A new dynamic and adaptive visual design language that brings the Motorola brand together with Android and Material Design 3.
 

Company

Motorola Mobility, Inc.

DEsigned

2022

Role

Creative director
Principal designer

 

As Design Director for Motorola's Consumer & Experience Design team, I led the visual strategy and design of a new digital design system that launched on Motorola’s 100 million active devices.

Codenamed Adapt Design, the new system works with Google’s “Material You” color system to bring the rich, premium feel of the Motorola brand to Android 12 and beyond.

 

Color

 

Brand palette

The Adapt Design color system optimized our brand colors for digital interfaces by translating them into a set of color ranges with standardized saturation and brightness to ensure consistent contrast when used as dynamic colors.

 

Dynamic color

Android 12’s Material You color system relies on Google's Monet algorithm to create five unique tonal ranges based on a single input color.

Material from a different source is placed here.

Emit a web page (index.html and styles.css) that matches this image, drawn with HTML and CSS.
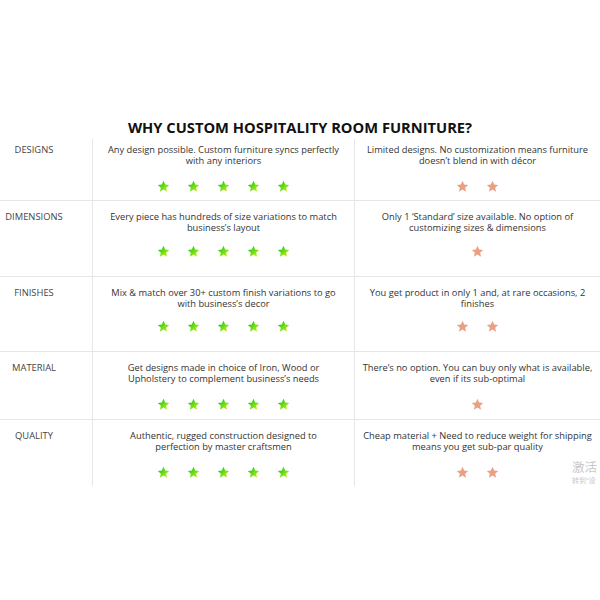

Because our design work needed to begin before Google had completed documentation, I worked with our development team to reverse-engineer it through extensive analysis and testing, allowing our teams to hit our launch target.

 

Icons

 

Colorful, cohesive, on-brand

Our icons make finding an app easy and can evoke the Motorola brand when it’s most important.

 

Typography

 

A new typeface

Previous versions of Android used Roboto as the default font. With Android 12, the Pixel moved to its proprietary Google Sans font as the default. In keeping with the goal of bridging the gap between the Motorola brand and Pure Android, I designed a custom typeface just for Motorola UI, called Rookery, that straddles the line between Google Sans and Motorola’s licensed brand font Gotham.

Creating Rookery

Rookery is a modification of open source typeface Montserrat, a modern geometric sans serif that shares many common features of Gotham. However, Montserrat has a few distinctive quirks that are not optimal for UI application and don’t align as well with the Motorola brand aesthetic. The G, J, Q, 3, 4, and 7 were modified, kerning pairs were adjusted, and the entire character set was condensed slightly to account for density of information and to ensure that localized strings didn’t break unexpectedly.

 

The result

 

With the launch of Android 12, users could now personalize their device’s colors, fonts, and icons like never before. Adapt Design allowed us to support and encourage these customizations while still maintaining a strong brand presence across the device.

Research showed that users loved the new visual updates with the consensus being that experiences looked modern, premium, and youthful.